─── DATA ───
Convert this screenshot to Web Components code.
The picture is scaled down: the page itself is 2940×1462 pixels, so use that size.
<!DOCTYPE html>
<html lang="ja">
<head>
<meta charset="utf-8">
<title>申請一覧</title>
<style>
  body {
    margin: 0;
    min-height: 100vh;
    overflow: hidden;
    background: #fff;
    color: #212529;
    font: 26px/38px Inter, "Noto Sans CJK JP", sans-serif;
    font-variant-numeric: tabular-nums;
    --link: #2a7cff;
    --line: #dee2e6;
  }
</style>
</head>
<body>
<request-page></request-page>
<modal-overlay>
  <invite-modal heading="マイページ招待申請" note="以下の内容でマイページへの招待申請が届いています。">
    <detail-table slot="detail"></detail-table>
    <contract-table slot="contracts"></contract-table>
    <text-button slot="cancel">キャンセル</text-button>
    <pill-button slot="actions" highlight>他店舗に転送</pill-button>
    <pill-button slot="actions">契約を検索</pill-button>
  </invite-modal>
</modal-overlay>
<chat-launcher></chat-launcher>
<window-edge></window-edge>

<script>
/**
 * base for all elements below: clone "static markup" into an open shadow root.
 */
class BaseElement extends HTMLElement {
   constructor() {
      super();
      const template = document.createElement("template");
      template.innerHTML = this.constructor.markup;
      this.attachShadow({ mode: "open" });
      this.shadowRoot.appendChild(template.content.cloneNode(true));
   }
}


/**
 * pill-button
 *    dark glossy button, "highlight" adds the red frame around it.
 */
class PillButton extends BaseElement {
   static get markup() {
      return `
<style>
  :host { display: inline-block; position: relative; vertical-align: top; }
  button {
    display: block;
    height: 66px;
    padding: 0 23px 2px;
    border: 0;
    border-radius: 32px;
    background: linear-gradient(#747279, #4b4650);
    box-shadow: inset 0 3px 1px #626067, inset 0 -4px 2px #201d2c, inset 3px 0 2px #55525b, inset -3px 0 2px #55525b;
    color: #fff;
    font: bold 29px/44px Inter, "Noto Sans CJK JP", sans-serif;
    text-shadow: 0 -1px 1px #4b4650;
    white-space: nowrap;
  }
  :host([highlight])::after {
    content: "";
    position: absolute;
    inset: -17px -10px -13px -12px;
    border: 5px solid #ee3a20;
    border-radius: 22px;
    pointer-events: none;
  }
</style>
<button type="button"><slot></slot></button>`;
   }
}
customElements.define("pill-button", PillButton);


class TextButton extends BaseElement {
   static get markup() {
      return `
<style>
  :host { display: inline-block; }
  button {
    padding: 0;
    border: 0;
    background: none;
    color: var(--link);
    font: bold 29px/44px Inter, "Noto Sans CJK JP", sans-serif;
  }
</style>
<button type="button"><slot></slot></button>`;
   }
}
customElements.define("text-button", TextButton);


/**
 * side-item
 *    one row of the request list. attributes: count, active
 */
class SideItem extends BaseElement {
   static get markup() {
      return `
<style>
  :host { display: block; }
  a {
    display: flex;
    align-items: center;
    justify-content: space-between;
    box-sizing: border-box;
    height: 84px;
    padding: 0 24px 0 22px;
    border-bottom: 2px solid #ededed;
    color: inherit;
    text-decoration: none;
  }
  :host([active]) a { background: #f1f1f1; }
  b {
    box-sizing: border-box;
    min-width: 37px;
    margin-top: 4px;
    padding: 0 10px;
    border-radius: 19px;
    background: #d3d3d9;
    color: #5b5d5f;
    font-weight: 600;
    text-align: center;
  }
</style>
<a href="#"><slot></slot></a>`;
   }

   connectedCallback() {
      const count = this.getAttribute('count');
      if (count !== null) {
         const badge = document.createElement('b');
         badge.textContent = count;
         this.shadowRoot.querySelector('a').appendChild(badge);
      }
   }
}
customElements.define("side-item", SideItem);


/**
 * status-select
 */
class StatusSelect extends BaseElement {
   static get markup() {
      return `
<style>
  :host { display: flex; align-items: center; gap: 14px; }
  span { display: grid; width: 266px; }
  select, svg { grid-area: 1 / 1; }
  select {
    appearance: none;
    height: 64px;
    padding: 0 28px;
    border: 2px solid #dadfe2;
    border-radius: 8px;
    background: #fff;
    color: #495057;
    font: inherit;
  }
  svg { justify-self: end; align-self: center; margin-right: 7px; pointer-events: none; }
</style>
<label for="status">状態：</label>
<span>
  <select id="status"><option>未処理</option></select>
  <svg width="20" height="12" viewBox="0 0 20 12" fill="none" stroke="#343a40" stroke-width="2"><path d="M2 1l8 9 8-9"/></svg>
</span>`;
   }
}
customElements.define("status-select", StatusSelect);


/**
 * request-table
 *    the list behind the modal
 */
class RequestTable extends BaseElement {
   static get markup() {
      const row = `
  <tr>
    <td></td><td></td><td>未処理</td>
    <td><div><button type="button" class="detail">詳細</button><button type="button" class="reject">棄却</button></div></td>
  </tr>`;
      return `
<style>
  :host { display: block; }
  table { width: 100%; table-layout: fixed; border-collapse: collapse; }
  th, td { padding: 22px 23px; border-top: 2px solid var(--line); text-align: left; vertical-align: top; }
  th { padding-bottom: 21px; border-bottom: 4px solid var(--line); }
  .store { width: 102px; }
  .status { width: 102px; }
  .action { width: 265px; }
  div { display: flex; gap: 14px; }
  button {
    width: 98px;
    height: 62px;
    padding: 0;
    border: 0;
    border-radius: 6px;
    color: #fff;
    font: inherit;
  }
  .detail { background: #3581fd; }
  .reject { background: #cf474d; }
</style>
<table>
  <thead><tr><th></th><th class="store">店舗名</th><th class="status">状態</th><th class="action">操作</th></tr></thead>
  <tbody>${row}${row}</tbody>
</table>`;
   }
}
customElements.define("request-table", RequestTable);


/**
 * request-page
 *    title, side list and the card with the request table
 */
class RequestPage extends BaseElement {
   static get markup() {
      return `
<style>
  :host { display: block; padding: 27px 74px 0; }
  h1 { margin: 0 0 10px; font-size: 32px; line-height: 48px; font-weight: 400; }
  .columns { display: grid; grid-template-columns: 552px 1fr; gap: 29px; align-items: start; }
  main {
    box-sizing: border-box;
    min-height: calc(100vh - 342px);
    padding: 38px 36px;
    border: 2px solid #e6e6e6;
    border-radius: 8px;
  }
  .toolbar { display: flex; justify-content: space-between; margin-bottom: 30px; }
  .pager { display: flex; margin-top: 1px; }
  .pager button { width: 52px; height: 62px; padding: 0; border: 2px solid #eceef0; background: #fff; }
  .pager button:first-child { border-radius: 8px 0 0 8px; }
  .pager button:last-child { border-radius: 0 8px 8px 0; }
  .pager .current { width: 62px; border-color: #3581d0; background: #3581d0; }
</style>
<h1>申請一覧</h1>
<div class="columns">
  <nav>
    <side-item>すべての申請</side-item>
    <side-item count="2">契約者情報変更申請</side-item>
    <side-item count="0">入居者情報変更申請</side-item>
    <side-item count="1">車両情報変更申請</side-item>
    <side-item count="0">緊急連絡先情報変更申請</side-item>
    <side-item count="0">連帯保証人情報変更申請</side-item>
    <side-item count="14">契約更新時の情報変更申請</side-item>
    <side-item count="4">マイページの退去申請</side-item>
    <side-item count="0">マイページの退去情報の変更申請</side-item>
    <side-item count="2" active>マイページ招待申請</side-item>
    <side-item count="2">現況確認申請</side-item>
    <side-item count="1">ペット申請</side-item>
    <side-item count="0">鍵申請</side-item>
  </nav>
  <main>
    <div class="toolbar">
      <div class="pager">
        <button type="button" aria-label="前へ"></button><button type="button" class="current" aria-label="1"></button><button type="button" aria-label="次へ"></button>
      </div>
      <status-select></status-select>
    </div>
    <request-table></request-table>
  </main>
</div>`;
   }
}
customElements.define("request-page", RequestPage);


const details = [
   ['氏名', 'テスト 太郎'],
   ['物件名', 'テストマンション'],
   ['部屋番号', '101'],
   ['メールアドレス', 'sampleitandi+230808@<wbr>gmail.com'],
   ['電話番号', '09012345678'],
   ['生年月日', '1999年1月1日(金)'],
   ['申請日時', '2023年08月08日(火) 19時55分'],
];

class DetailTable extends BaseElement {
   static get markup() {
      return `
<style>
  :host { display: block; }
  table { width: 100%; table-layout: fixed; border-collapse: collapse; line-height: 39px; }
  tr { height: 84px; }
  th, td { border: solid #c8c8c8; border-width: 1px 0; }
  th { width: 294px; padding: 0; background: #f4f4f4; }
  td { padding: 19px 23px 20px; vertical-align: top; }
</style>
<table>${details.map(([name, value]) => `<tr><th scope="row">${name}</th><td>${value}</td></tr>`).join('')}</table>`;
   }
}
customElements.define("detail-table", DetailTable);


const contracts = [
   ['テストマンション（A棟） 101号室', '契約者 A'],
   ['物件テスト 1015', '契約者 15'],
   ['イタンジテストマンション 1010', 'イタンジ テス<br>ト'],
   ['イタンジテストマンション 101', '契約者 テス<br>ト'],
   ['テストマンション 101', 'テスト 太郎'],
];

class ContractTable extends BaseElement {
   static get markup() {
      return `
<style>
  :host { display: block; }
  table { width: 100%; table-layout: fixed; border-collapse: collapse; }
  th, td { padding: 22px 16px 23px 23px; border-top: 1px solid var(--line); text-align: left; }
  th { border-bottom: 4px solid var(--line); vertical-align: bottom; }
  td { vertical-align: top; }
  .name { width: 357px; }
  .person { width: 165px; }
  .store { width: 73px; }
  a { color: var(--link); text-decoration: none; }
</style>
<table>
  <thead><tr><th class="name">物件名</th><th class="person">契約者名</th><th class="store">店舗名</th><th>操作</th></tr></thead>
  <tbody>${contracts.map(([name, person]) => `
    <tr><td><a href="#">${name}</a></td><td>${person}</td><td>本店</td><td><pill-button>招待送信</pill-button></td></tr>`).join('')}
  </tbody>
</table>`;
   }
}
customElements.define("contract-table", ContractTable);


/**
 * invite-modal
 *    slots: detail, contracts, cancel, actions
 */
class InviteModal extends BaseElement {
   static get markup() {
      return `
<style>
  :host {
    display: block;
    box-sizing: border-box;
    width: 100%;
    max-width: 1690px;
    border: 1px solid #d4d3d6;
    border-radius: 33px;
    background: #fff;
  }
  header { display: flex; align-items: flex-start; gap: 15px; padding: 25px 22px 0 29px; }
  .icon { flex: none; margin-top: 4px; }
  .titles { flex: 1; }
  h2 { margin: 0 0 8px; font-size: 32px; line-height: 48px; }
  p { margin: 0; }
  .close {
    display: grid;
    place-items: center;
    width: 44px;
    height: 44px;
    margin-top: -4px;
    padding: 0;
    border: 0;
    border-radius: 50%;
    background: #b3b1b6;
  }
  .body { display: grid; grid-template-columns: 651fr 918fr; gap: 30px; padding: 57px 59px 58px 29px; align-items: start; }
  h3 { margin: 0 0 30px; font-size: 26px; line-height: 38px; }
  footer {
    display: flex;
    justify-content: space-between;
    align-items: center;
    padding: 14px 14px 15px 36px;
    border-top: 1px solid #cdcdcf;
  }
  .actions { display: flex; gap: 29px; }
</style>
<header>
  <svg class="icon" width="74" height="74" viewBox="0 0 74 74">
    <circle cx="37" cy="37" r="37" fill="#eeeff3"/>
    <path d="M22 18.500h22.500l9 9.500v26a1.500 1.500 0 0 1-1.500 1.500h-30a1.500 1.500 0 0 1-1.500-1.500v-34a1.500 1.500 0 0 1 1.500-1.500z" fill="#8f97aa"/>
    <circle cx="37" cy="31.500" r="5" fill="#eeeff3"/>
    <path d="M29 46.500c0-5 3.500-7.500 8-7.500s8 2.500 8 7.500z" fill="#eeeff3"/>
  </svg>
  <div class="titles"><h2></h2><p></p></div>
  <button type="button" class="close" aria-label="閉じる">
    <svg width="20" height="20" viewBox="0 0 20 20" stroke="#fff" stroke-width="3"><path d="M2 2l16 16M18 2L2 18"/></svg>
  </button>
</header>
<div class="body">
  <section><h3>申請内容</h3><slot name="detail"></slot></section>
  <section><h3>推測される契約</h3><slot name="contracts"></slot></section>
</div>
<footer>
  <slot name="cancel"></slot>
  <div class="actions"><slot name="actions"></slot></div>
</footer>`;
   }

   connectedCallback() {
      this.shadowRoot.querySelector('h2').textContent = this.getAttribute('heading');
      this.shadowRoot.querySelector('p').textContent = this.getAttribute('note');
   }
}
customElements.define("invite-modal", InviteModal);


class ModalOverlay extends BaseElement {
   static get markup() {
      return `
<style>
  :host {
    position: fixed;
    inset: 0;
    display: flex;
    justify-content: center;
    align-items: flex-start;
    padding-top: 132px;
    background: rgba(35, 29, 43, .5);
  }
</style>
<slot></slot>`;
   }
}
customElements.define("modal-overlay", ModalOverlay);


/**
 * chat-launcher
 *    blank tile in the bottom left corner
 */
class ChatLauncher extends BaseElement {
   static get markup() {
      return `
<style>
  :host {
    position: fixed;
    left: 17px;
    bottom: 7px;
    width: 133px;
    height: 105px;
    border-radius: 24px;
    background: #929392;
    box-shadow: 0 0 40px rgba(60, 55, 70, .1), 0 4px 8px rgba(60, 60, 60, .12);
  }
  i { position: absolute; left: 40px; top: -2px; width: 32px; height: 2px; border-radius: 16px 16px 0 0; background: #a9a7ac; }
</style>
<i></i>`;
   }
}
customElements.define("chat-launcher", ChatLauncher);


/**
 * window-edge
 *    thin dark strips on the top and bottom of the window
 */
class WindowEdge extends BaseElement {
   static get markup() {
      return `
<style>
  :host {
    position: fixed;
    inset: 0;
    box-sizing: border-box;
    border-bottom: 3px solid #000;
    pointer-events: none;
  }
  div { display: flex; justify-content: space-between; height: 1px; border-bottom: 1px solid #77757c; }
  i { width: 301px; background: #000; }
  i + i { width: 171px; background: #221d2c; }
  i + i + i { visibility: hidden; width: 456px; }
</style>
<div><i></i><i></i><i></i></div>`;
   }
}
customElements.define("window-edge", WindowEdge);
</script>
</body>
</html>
───
* [WHAT THE TASK ASKS]
Each line from the one bearing "The picture is" through the one bearing "<window-edge></window-edge>" is to be duplicated without change; all remaining lines are to be left out.

* [ANSWER FOR THE TASK]
The picture is scaled down: the page itself is 2940×1462 pixels, so use that size.
<!DOCTYPE html>
<html lang="ja">
<head>
<meta charset="utf-8">
<title>申請一覧</title>
<style>
  body {
    margin: 0;
    min-height: 100vh;
    overflow: hidden;
    background: #fff;
    color: #212529;
    font: 26px/38px Inter, "Noto Sans CJK JP", sans-serif;
    font-variant-numeric: tabular-nums;
    --link: #2a7cff;
    --line: #dee2e6;
  }
</style>
</head>
<body>
<request-page></request-page>
<modal-overlay>
  <invite-modal heading="マイページ招待申請" note="以下の内容でマイページへの招待申請が届いています。">
    <detail-table slot="detail"></detail-table>
    <contract-table slot="contracts"></contract-table>
    <text-button slot="cancel">キャンセル</text-button>
    <pill-button slot="actions" highlight>他店舗に転送</pill-button>
    <pill-button slot="actions">契約を検索</pill-button>
  </invite-modal>
</modal-overlay>
<chat-launcher></chat-launcher>
<window-edge></window-edge>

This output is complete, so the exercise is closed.